Per raccontare oggi dei fatti cennati nel titolo, Sfizi.Di.Posta si avvarrà di un telegramma inviato il 16 maggio 1894 da Roma e ricevuto a Chiaramonte Gulfi (Ragusa) l’indomani.
Il testo del telegramma dice semplicemente:
«Grazie pel vostro telegramma Crispi»
ed è indirizzato al Deputato Nicastro.
Al lettore saranno già drizzate le orecchie nel sentire questi due cognomi, quello di Crispi in particolare: chi spedisce è quindi proprio il Primo Ministro Francesco Crispi?
Per rispondere a questa domanda, e per comprendere anche il messaggio del telegramma, occorre spostare le lancette del tempo indietro al maggio 1894 e inquadrare il contesto storico in cui ci troviamo.

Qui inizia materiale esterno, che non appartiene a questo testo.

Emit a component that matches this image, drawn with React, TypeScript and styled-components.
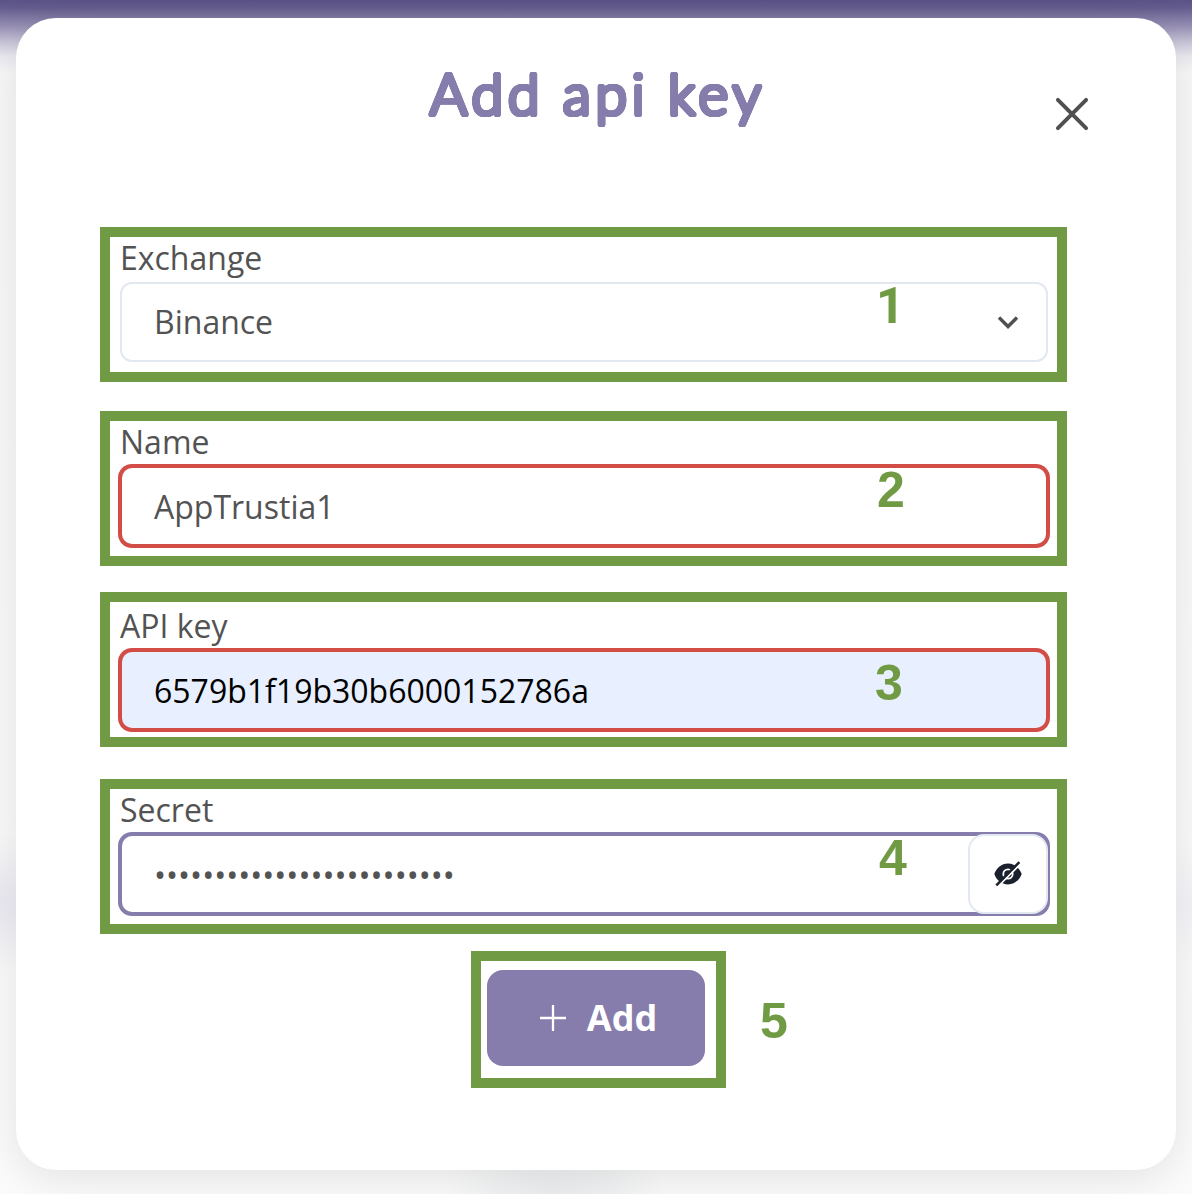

In quegli anni, in Sicilia, la crisi economica colpì alcuni tra i settori più redditizi dell’isola: il vino, gli agrumi, lo zolfo. Chi ne pagò per primi le spese furono principalmente i contadini (braccianti, pagati a giornata con salari miseri, e mezzadri, a cui toccava una piccola parte del raccolto) e gli operai (edili, zolfatai e tessili).
In comune alcune richieste, tra cui le otto lavorative al giorno per tutti (i contadini lavoravano da suli a suli, cioè dall’alba al tramonto, e chi abitava nei borghi rurali era costretto a percorrere chilometri di strada a piedi o sugli animali per recarsi sui luoghi di lavoro), il diritto al voto (all’epoca votavano solo coloro con un titolo di studio e un certo reddito) e la partecipazione all’amministrazione pubblica.
Anche artigiani, insegnanti, professionisti e piccoli proprietari condivisero quelle richieste: alla fine, un numero compreso tra 300 e 400 mila persone (su una popolazione complessiva di poco meno di 3 milioni e mezzo) vennero in qualche modo coinvolte.
Tutto questo malcontento sfociò nella nascita l’1 maggio 1891 a Catania del movimento “Fasci siciliani dei lavoratori” (o semplicemente “Fasci siciliani”) ad opera di Giuseppe de Felice Giuffrida, organizzazioni a metà tra un sindacato e un partito politico.
Analoga costituzione avvenne a Palermo, quindi a Siracusa, e in tantissime altre città siciliane: alla fine si arrivarono a contare un numero complessivo tra 144 e 175 (a seconda delle fonti) fasci.
Perché proprio il ‘fascio’?
Un dirigente così ne spiegò l’origine: «Un bastone tutti lo rompono, ma un fascio di bastoni chi lo rompe?»
Il 22 maggio 1893, a Palermo, si tenne il congresso regionale, e il movimento assunse una forma più organizzata e organica.
Se sino ad allora sul territorio si erano registrati alcuni episodi di insurrezione sfociati anche nel sangue, adesso quella struttura organizzata iniziava a far paura.
Quando nell’autunno del 1893 il movimento promosse una serie di scioperi, e quando a livello centrale il Governo Giolitti I si dimise e si insediò il Governo Cripsi, allora si decise di passare ai fatti, e molto rapidamente.
Il nuovo Primo Ministro, il siciliano Francesco Crispi, decise quindi di reprimere il movimento attraverso un rapido intervento militare tra il dicembre 1893 e il gennaio 1894. Si ebbero violenti scontri, esecuzioni sommarie con decine di morti, e arresti di massa in tutta l’isola compresi i dirigenti del movimento.
Il 3 gennaio 1894 Crispi decretò lo stato d’assedio e lo scioglimento dei Fasci. Nei mesi successivi e fino a maggio 1894 i processi si susseguirono rapidamente uno dopo l’altro: 1962 persone vennero condannate e inviate al domicilio coatto.
In questo contesto storico si colloca quindi il telegramma del presidente del consiglio Crispi al “Deputato Nicastro”.
Il Nicastro altri non è che il barone Filippo Nicastro Ventura, già deputato alla Camera dei Deputati per diverse legislature.
Nato a Chiaramonte Gulfi (Ragusa) l’11 maggio 1842 (dove morì il 2 settembre 1913), Nicastro al momento dei fatti era appunto Deputato della XVIII Legislatura del Regno d’Italia (23.11.1892 – 8.5.1895).
Cosa avrà scritto Nicastro a Crispi nel telegramma per cui lo stesso Crispi ringrazia?
Ovviamente non lo sappiamo.
Ma è verosimile pensare che potesse trattarsi di qualcosa relativo ai Fasci siciliani che ancora in quel momento erano sicuramente l’argomento politico in discussione.
Naturalmente, ho molto sintetizzato il contesto storico in cui ci siamo mossi con il documento di oggi, ma per chi volesse approfondire rimando ai tanti testi e risorse (anche online) esistenti sull’argomento.